Here in Northampton we have an annual "Art in the Park" exhibition. It is hugely popular and artists come from all around. Some time ago I made some enquiries through our local council who run the event, and a very nice lady took my name and address. I hadn't expected to hear any more but, a couple of weeks ago, details of the exhibition and Entry forms landed on my door mat.

Due to budgetry constraints and renovation works at the venue, the size of the exhibition has had to be cut back this year. The organisers are going to try and take one painting from each entrant on a first-come-first-served basis. If there is any room left over after that, they will take a second piece again in order of arrival.

So, after much thought I have decided that "nothing ventured, nothing gained" and so last night I sat and completed the Entry forms. I'm far from certain about what I ought to exhibit but I finally decided to put in my pen drawing of Northampton as my first choice and my watercolour of Pateley Bridge as my reserve second choice. Now all I have to do is get the forms into the right hands before the closing date (Friday) and that is today's mission.

I do lack confidence in my work so I'm quite nervous about taking this step yet at the same time I'm quite excited about it. Can't wait ..... I think!!!

Friday, 14 May 2010

Ringwood Hall

It's probably not a very intelligent way of trying to loosen up but I do enjoy working with pen so I thought I'd try a fairly quick sketchy painting and try not to be too fussy over straight lines and precise detail. I feel I was partly succesful but don't particularly like the end result. I would have been very happy if it was just a little more like the work of David Webster (http://www.david-webster.co.uk/) whose work I really like, though I do accept I'll never be in his league. LOL. Still, regardless of the end result, I really enjoyed doing this, and that's what it's all about, right?

Saturday, 8 May 2010

An exercise

When discussing my "Modern Home" painting with an artist friend I commented on how 'tight' I was feeling with my work and how I wish I could loosen up a lot more. My friend, an extremely accomplished artist, set me a simple exercise. He told me to do the same painting again but this time allow myself no more than 5 minutes for drawing a pencil outline and no more than 25 minutes for the painting. Given the detail in the original (which took me many hours over several days) this seemed like an impossible task. However, I gave it my best shot and although the painting is not one to be proud of, I am nevertheless quite pleased with how well it turned out. This is an exercise I will definitely repeat again from time to time because, despite the result, it was great fun not being so fussy about keeping within the lines.

Saturday, 1 May 2010

Red Breasted Friend

While moving some conifers in my garden I was joined by my friend the Robin. An inquisitive little chap, he was forever getting under foot. Mind you, if I put down my spade and picked up my camera he would hop it. And so we played our cat and mouse game all afternoon. I would do some digging while he dodged my spade, then he'd hide in the trees while I held my camera. In the end I finished my digging and cleared away my tools ready to go indoors. My playmate then sat on a tree and sang and I like to think he was thanking me for a couple of hours of fun.

Friday, 30 April 2010

Ringwood Hall

Some time ago my daughter announced that she and her partner were to marry. We discussed various aspects of the proposed wedding and during that chat they asked me if I would do a watercolour of the venue that was finally chosen for the ceremony. I was obviously delighted and agreed enthusiastically. A few weeks ago the happy couple tied the proverbial knot by civil ceremony at Ringwood Hall near Chesterfield.

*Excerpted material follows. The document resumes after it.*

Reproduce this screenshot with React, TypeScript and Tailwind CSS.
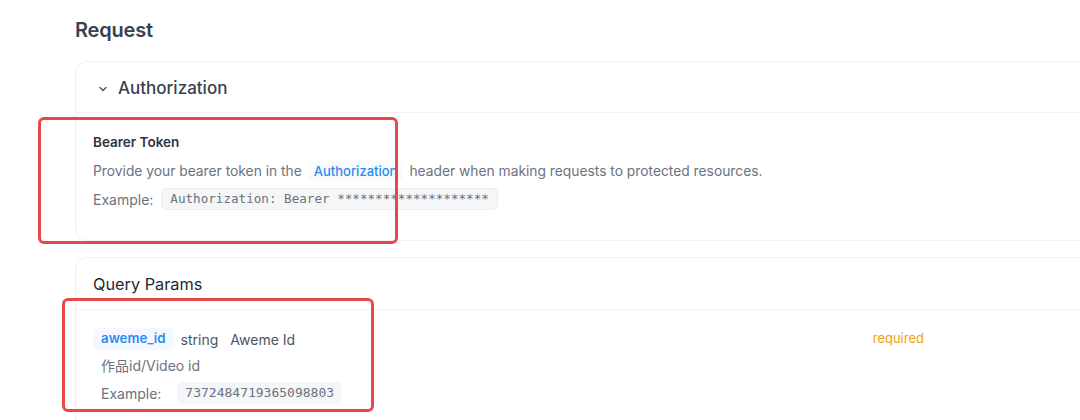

I don't wish to be unkind to Ringwood Hall but finding a suitbable viewpoint from which to make a presentable painting was not easy. I took dozens of photo's from all angles. Doing a painting of any part of the building wasn't going to be difficult, but making it a 'Landscape painting' rather than picture of bricks and mortar was a different matter.

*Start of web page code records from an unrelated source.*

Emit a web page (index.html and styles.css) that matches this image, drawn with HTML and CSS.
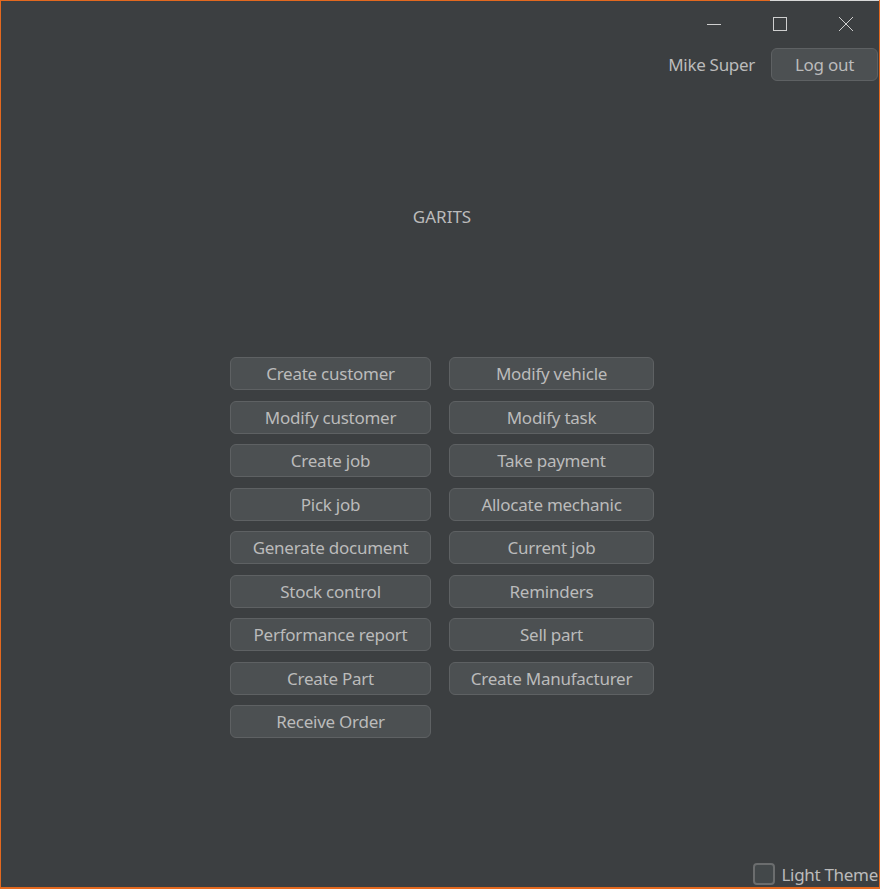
FILE: index.html
```html
<!DOCTYPE html>
<html>
<head>
<meta charset="utf-8">
<link rel="stylesheet" href="styles.css">
</head>
<body>
<div class="window">
  <div class="topline"></div>
  <div class="titlebar">
    <div class="ctrl"><svg width="16" height="16" viewBox="0 0 16 16"><line x1="1" y1="8.5" x2="15" y2="8.5" stroke="#cfcfcf" stroke-width="1"/></svg></div>
    <div class="ctrl"><svg width="16" height="16" viewBox="0 0 16 16"><rect x="1.5" y="1.5" width="13" height="13" fill="none" stroke="#cfcfcf" stroke-width="1"/></svg></div>
    <div class="ctrl"><svg width="16" height="16" viewBox="0 0 16 16"><path d="M1 1 L15 15 M15 1 L1 15" stroke="#cfcfcf" stroke-width="1"/></svg></div>
  </div>
  <div class="userbar">
    <span class="username">Mike Super</span>
    <button class="btn logout">Log out</button>
  </div>
  <div class="title">GARITS</div>
  <div class="menu">
    <button class="btn">Create customer</button>
    <button class="btn">Modify vehicle</button>
    <button class="btn">Modify customer</button>
    <button class="btn">Modify task</button>
    <button class="btn">Create job</button>
    <button class="btn">Take payment</button>
    <button class="btn">Pick job</button>
    <button class="btn">Allocate mechanic</button>
    <button class="btn">Generate document</button>
    <button class="btn">Current job</button>
    <button class="btn">Stock control</button>
    <button class="btn">Reminders</button>
    <button class="btn">Performance report</button>
    <button class="btn">Sell part</button>
    <button class="btn">Create Part</button>
    <button class="btn">Create Manufacturer</button>
    <button class="btn">Receive Order</button>
  </div>
  <div class="spacer"></div>
  <div class="footer">
    <label class="theme"><span class="box"></span><span>Light Theme</span></label>
  </div>
</div>
</body>
</html>
```
FILE: styles.css
```css
* { box-sizing: border-box; }
html, body { margin: 0; padding: 0; background: #3c3f41; }
body { font-family: "Noto Sans", "Open Sans", sans-serif; color: #bbbbbb; }
.window {
  position: relative;
  width: 880px;
  height: 889px;
  border: 1px solid #e4691f;
  border-bottom-width: 2px;
  background: #3c3f41;
  display: flex;
  flex-direction: column;
}
.topline {
  position: absolute;
  top: -1px;
  left: 769px;
  right: 0;
  height: 1px;
  background: #d8d8d8;
}
.titlebar {
  height: 45px;
  display: flex;
  justify-content: flex-end;
}
.ctrl {
  width: 66px;
  height: 45px;
  display: flex;
  align-items: center;
  justify-content: center;
}
.userbar {
  display: flex;
  justify-content: flex-end;
  align-items: center;
  margin-top: 2px;
  padding-right: 1px;
  gap: 16px;
}
.username { font-size: 17px; letter-spacing: -0.3px; }
.btn {
  font-family: "Noto Sans", "Open Sans", sans-serif;
  font-size: 17px;
  letter-spacing: -0.25px;
  color: #bbbbbb;
  background: #4c5052;
  border: 1px solid #5e6163;
  border-radius: 6px;
  height: 33px;
  padding: 0;
  line-height: 1;
}
.logout { width: 107px; }
.title {
  margin-top: 124px;
  padding-left: 4px;
  text-align: center;
  font-size: 17px;
  letter-spacing: 0px;
  line-height: 23px;
}
.menu {
  margin-top: 129px;
  align-self: center;
  margin-left: 4px;
  display: grid;
  grid-template-columns: 201px 205px;
  column-gap: 18px;
  row-gap: 10.5px;
}
.spacer { flex: 1; }
.footer {
  display: flex;
  justify-content: flex-end;
  padding-bottom: 1px;
  padding-right: 1px;
}
.theme {
  display: flex;
  align-items: center;
  gap: 6px;
  font-size: 17px;
  letter-spacing: -0.3px;
  height: 24px;
}
.box {
  width: 22px;
  height: 22px;
  border: 2px solid #6b6d6e;
  border-radius: 4px;
  background: #43484a;
}
```
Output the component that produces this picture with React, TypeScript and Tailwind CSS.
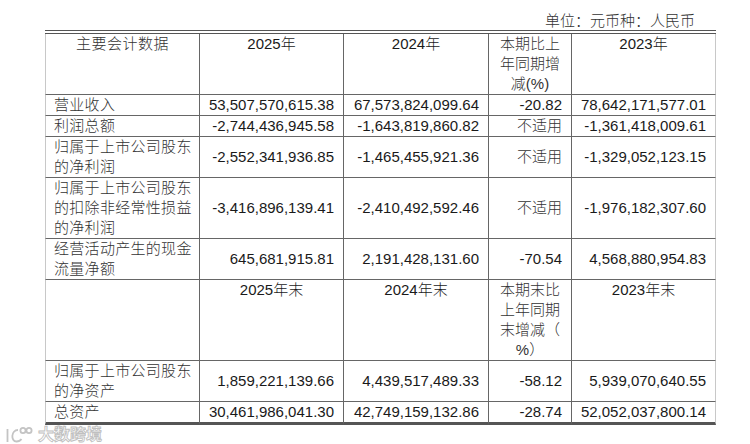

After much deliberation I decided to try and recreate what the Hall might look like from a higher-than-normal viewpoint. This allowed me to pull in landscape from the surrounding countryside as well as include the wonderful relaxing and tranquil formal gardens. Getting my head round this 3-D object using only ground-level 2-D photo's was not easy but thank goodness for Google Maps. The satellite view of the Hall provided me with a wealth of useful information not only with regards to what was on the roof, but also the way the various parts of the building fitted together.
A lot of time was spent on preliminary pencil sketches and in drawing out the building itself onto the watercolour paper. Perspective was obviously going to be tricky.

At first I wasn't pleased with the finished result. One of my weaknesses is that I am too timid with colour, especially the darks. The 'finished' painting looked flat and disinteresting but some arty friends nudged me into getting some more darks in there and it has made a world of difference. Now I am very pleased with the painting. My daughter and Son-in-law haven't seen it yet and I'm keen to see their reaction .... just a tad nervous about it too.

Tuesday, 27 April 2010

Bellis Perennis

I've long been a fan of these wonderful little flowers but only recently have I noticed their flowering habit. They are the Daisy family and only grow 4" tall but put out masses of little flowers. What has fascinated me about the way the flowers form is how it gradually develops from a 'daisy' type shape to a pom-pom.

First they create a tiny yellow head that looks much like an unopened bud, but it is only a cluster of stamen (I think). Very soon the yellow stamen around the outside edge of the flower begin to open producing tube-like petals. From time to time a stamen will produce a flower 'out of turn', as in this shot.


Gradually more and more stamen convert to petals ....

... nearly all done ....

.... until finally all we have is a perfectly formed pom-pom. It is only through the eyes of the macro lens that we appreciate that the pom-pom consists of scores of tiny tubes.